Relative humidity graph 2-1

Issues with timber floors

Just as we are more likely to experience health issues at high and low relative humidity, such conditions are conducive to problems developing in timber floors. If the conditions are two dry our engineered floors with show splits in the surface layer. If relatively few in number this is not of concern, but of extensive then it is a concern and often brought about by a combination of too much heat and conditions also being too dry.

Our boards are also more likely to show shrinkage gaps at board edges. At the other end of the scale if conditions are too humid engineered flooring is prone to expansion-related problems. These include the centre of the boards rising higher the edges, known as crowning. The expansion pressure can also contribute to peaking at board end joints. This is where the end joints rise up. Again, this is often the result of the floor being exposed to prolonged higher humidity conditions during a warmer time of the year. Provided below are photos illustrating these concerns.

Preventing Issues

  1. Building Design Architect                        Consider humidity levels in the design phase.
  2. Product Selection Architect/Client         Minimize movement through product selection.
  3. Control Climate Client                             Control the climate to minimize timber floor movement.


Building Design: Design the building to maintain humidity.

Prefinished engineered flooring with wire brushing and dried to the correct MC level in the manufacturing process is a robust product.


Product Selection: Minimize movement through product selection.

Prefinished engineered flooring with wire brushing and dried to the correct MC level in the manufacturing process is a robust product.

Factors to consider when selecting timber flooring:

  • Higher Density timber are more prone to checking (i.e, Teak)
  • Solid timber is a lot more prone to checking/movement
  • Floated flooring is a lot more prone to movement
  • Thinner veneers (less than 3mm) are more prone to checking/crowning as they have less integral strength)
  • Smooth surfaces will show checking, whereas even lightly brushed surfaces will disguise checking for the unaided eye
  • Dark colours will absorb heat faster, making them more prone to movement
  • Purchase engineered timber flooring, not solid timber
  • Glue-down rather than floating installation method
  • Select a brushed surface rather than a smooth surface (a smooth surface will show checking more prominently)

If you believe your home is high-risk, speak with your Forte representative.
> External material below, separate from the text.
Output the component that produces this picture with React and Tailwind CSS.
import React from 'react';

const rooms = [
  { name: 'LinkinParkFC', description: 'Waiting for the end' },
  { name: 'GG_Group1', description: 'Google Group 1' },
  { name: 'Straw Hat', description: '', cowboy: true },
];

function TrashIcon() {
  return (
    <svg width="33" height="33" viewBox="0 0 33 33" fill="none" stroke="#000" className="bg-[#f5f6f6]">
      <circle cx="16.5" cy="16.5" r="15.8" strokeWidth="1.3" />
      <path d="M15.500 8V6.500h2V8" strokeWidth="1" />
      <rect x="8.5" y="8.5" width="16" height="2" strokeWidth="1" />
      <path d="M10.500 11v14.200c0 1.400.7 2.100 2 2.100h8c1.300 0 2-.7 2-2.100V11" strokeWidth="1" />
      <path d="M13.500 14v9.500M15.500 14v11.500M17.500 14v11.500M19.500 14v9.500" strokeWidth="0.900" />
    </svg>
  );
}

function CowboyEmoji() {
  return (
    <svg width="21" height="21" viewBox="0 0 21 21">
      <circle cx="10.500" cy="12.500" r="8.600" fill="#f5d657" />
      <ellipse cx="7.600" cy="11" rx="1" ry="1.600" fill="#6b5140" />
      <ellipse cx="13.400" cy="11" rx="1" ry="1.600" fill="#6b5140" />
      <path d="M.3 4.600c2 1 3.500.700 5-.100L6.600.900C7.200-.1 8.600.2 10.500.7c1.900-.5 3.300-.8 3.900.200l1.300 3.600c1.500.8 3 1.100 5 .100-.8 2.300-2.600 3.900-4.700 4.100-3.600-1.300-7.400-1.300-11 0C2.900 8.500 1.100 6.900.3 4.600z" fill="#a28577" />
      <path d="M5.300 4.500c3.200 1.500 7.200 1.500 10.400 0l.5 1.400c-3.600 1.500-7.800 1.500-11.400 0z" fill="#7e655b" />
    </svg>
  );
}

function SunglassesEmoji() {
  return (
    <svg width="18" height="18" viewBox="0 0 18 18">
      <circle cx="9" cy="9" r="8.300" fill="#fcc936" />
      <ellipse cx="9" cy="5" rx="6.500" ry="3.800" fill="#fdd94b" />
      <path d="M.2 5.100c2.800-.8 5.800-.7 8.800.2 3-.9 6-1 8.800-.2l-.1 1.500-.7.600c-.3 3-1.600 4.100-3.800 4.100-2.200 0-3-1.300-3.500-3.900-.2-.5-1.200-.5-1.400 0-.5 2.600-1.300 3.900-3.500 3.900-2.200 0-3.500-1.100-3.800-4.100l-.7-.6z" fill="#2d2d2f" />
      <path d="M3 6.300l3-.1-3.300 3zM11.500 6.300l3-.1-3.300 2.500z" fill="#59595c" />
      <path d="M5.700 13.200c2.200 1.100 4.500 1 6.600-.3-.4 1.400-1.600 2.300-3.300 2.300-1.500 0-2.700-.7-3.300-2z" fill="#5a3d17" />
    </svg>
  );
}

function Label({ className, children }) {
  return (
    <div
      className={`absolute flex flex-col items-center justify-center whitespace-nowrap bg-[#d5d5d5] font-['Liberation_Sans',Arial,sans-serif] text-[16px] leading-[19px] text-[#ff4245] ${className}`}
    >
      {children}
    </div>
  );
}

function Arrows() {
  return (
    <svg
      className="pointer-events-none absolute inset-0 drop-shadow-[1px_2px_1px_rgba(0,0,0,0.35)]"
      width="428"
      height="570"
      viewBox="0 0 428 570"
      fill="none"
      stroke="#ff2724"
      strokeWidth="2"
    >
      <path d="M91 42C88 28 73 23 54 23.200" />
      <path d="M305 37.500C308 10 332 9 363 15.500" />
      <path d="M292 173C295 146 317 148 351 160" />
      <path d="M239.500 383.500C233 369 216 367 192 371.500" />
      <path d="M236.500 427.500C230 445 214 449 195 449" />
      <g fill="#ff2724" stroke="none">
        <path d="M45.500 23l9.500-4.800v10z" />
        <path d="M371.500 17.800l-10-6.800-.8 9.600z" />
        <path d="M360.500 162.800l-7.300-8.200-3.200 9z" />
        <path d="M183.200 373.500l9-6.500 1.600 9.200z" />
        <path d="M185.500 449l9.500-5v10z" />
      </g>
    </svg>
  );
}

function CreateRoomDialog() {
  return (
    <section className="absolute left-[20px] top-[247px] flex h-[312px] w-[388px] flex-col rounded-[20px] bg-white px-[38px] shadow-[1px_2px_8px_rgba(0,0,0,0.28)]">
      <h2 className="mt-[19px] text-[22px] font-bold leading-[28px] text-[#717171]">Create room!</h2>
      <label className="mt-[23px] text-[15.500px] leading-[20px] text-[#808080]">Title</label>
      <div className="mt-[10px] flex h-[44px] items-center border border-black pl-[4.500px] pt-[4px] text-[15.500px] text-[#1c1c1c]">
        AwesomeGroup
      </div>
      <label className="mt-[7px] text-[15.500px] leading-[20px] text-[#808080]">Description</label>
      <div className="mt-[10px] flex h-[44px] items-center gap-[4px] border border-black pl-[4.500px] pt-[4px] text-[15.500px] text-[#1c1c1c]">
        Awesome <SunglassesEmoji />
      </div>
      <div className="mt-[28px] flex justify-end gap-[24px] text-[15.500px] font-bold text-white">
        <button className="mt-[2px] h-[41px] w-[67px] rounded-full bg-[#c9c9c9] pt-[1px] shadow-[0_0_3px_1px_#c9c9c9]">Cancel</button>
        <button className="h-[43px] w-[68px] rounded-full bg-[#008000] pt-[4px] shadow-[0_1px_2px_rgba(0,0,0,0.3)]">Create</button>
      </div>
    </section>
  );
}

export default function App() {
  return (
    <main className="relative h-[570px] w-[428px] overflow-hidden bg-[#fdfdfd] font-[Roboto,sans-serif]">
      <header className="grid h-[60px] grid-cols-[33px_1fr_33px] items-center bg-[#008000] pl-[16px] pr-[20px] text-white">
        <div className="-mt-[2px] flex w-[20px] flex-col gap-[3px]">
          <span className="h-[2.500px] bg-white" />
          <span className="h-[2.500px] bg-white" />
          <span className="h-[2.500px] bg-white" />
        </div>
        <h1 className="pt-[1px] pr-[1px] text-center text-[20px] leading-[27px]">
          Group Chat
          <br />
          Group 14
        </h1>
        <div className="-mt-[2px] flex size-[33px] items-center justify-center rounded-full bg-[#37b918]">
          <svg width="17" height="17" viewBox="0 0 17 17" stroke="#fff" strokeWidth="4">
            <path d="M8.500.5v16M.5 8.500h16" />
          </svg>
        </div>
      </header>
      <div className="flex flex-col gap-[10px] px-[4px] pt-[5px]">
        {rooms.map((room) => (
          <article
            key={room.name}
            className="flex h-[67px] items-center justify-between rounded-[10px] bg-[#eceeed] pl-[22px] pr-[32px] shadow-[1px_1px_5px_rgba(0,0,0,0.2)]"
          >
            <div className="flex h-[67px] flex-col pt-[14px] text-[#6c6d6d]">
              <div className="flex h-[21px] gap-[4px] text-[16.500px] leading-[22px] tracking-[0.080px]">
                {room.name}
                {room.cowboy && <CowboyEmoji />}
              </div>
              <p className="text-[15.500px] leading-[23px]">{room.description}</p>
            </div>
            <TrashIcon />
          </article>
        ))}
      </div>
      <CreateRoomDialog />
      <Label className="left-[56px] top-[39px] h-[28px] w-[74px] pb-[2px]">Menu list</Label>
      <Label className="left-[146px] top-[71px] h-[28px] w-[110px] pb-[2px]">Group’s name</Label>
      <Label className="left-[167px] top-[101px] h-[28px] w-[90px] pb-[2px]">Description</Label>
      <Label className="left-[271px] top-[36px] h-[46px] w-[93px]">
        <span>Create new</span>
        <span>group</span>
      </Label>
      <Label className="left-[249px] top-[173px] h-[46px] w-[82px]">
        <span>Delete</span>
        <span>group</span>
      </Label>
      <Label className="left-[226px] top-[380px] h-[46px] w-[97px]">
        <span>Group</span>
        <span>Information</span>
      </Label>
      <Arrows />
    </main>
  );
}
You should ideally select a thicker veneer and narrower plank so the flooring has additional structural integrity and can cope with additional pressure/stress caused by the more challenging conditions.
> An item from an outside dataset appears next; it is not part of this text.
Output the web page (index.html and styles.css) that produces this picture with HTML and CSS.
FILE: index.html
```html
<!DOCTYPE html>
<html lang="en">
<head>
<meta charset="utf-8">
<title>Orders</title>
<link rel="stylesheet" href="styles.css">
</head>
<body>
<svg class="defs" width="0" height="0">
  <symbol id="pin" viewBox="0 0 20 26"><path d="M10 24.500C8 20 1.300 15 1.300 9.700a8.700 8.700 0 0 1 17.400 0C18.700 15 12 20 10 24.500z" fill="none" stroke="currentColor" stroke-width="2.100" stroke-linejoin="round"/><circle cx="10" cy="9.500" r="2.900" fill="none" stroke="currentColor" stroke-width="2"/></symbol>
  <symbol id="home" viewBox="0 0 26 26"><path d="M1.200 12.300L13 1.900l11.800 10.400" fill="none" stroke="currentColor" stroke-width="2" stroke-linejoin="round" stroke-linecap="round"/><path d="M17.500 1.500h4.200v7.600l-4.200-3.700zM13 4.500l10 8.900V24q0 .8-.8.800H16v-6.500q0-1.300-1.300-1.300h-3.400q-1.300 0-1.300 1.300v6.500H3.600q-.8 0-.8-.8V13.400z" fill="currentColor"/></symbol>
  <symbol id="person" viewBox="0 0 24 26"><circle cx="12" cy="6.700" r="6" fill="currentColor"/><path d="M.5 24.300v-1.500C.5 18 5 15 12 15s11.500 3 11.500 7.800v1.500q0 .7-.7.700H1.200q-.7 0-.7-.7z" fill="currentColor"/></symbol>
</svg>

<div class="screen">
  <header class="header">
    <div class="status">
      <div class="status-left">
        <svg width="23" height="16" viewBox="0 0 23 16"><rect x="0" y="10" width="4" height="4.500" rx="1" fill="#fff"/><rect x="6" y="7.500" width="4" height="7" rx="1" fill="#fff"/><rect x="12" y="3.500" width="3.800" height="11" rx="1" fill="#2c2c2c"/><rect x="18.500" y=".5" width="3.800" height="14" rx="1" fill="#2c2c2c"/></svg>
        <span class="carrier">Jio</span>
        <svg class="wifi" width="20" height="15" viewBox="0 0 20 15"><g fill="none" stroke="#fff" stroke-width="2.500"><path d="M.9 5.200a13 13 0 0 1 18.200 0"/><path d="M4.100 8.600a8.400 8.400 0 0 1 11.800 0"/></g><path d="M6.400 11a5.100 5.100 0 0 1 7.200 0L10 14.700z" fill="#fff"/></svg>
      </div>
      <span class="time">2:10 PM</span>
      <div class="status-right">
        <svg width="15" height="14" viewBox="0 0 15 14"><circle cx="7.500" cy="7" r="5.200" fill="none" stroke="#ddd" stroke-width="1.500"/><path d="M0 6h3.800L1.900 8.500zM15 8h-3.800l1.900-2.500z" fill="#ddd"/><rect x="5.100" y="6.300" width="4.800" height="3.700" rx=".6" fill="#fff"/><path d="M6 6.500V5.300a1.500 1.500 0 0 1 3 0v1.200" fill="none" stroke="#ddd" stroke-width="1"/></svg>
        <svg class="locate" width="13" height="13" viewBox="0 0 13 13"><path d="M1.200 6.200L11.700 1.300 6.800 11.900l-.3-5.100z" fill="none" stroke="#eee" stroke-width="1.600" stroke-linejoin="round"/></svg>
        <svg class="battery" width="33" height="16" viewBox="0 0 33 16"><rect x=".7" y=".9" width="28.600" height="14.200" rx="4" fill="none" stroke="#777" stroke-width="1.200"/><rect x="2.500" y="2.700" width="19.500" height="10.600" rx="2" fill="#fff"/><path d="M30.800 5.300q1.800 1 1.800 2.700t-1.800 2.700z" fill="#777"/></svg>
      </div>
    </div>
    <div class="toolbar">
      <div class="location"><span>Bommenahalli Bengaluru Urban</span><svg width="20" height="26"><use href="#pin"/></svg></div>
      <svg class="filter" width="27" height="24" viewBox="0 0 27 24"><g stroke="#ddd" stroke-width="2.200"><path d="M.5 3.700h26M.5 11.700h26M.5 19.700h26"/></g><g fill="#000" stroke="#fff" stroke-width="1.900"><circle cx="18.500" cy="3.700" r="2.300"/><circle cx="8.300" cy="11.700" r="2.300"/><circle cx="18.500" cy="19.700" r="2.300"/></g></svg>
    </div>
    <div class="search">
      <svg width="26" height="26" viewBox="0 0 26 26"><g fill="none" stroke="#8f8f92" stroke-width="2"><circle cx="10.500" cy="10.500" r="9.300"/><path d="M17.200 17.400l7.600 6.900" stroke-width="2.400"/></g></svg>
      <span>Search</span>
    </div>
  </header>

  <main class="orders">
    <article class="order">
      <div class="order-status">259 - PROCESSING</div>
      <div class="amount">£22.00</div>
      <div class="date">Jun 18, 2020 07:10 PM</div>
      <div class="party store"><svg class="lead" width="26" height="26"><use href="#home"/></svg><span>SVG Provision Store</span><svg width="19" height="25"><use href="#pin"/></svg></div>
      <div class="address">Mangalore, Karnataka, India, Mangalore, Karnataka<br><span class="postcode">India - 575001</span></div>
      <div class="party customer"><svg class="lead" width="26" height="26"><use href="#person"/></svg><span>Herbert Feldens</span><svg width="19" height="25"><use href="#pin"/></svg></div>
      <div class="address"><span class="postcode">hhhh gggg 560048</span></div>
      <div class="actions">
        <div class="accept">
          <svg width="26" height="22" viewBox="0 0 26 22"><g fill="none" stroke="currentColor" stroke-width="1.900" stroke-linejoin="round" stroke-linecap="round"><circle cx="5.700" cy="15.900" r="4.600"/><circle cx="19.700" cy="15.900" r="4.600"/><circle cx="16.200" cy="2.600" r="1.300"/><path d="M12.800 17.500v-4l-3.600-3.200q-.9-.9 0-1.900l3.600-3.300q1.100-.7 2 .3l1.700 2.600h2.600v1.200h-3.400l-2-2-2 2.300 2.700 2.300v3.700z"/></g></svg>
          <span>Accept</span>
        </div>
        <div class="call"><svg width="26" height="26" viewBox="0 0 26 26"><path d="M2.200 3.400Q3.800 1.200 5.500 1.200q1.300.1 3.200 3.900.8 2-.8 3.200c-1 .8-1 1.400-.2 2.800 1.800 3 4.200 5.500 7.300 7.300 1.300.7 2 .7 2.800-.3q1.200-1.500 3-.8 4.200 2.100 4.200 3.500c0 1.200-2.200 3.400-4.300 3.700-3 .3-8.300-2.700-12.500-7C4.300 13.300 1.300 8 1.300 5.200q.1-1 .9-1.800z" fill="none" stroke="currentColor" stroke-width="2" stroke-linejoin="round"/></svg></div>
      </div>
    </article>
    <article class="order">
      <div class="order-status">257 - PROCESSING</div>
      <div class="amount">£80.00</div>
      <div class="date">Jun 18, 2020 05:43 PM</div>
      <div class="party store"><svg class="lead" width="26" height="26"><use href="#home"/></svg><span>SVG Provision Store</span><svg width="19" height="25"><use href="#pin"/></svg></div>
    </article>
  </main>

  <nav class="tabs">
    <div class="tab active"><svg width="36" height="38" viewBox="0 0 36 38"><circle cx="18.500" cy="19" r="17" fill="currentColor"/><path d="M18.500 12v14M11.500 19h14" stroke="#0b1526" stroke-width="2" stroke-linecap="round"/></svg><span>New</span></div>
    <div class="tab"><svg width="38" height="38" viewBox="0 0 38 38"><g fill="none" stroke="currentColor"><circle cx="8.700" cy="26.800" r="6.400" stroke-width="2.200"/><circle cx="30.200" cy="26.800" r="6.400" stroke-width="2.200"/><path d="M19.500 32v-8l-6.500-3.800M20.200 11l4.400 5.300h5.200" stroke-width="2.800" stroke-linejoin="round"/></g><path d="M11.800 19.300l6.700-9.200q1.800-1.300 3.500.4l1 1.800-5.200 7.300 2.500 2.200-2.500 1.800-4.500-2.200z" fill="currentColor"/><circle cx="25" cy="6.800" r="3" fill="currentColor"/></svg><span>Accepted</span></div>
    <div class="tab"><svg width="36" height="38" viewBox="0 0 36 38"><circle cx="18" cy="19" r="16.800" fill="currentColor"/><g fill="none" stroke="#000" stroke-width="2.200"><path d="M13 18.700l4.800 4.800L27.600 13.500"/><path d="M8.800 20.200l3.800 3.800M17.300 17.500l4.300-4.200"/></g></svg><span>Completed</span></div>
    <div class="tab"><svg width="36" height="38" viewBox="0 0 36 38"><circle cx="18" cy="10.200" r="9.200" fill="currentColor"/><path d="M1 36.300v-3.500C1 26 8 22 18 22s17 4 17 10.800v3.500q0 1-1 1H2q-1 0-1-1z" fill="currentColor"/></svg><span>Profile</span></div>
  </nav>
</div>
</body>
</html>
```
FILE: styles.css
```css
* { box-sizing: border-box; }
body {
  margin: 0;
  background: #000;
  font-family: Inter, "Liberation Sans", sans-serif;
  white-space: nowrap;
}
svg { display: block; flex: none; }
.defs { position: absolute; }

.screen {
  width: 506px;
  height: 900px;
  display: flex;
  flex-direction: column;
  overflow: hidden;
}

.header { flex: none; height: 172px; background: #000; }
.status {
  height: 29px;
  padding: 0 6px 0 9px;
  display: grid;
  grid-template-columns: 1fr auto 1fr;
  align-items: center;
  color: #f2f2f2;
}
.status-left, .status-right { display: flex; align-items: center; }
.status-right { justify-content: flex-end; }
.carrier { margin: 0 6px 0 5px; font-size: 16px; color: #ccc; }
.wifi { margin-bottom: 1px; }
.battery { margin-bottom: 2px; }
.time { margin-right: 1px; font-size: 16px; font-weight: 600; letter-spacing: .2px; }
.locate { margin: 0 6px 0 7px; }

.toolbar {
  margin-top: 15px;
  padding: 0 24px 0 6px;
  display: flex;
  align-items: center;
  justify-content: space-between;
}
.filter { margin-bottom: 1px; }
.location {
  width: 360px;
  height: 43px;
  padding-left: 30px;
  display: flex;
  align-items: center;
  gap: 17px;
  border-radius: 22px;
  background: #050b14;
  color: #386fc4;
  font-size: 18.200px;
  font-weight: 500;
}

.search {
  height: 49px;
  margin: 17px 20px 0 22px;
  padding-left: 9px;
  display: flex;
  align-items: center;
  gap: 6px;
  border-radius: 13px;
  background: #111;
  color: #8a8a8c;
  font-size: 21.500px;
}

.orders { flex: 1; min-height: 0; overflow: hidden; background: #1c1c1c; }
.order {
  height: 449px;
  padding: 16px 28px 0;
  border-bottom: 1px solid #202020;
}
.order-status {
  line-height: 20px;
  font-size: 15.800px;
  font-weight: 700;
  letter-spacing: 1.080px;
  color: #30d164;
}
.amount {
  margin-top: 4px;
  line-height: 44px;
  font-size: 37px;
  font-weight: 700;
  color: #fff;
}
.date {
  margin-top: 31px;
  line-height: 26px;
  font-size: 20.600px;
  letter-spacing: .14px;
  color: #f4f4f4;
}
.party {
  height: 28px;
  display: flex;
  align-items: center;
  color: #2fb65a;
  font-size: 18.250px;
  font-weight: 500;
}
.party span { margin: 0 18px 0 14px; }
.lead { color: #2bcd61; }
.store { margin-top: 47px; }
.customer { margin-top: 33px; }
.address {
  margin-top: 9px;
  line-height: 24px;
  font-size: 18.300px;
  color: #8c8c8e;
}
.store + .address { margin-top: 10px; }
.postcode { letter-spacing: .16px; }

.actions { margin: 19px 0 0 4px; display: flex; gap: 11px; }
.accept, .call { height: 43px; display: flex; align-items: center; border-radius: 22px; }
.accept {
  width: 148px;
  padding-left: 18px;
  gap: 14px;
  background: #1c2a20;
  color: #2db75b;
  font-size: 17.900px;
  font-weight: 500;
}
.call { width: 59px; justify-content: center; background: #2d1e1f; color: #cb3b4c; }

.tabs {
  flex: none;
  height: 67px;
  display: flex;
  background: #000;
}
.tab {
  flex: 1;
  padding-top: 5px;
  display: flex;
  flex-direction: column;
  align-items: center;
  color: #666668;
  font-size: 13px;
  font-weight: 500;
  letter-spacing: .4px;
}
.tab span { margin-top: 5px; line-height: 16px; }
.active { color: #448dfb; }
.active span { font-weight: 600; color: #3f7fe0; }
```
Control Climate: Control the climate to minimize timber floor movement.

If the conditions outside are very dry (i.e., Winter in Central Otago) then the EMC will be on the lower range. When designing houses in dry climates, it is important to consider;

  • Consider using radiant heating (i.e., water-controlled radiators, hydronic underfloor heating, and electric heaters) rather than air-conditioning units as air-conditioning dries out the air further.
  • Consider installing a humidification control system if you have the budget.
  • Other simple and practical measures include, adding houseplants that you water regularly and purchasing a portable humidifier/vaporizer.

If the conditions outside are very humid/moist (i.e., Summer in Auckland) then the EMC will be on the higher range. When designing houses in humid climates, it is important to consider installing an HRV system.

You can monitor the EMC to ensure it is maintained within acceptable levels by purchasing an inexpensive temperature/humidity tracker.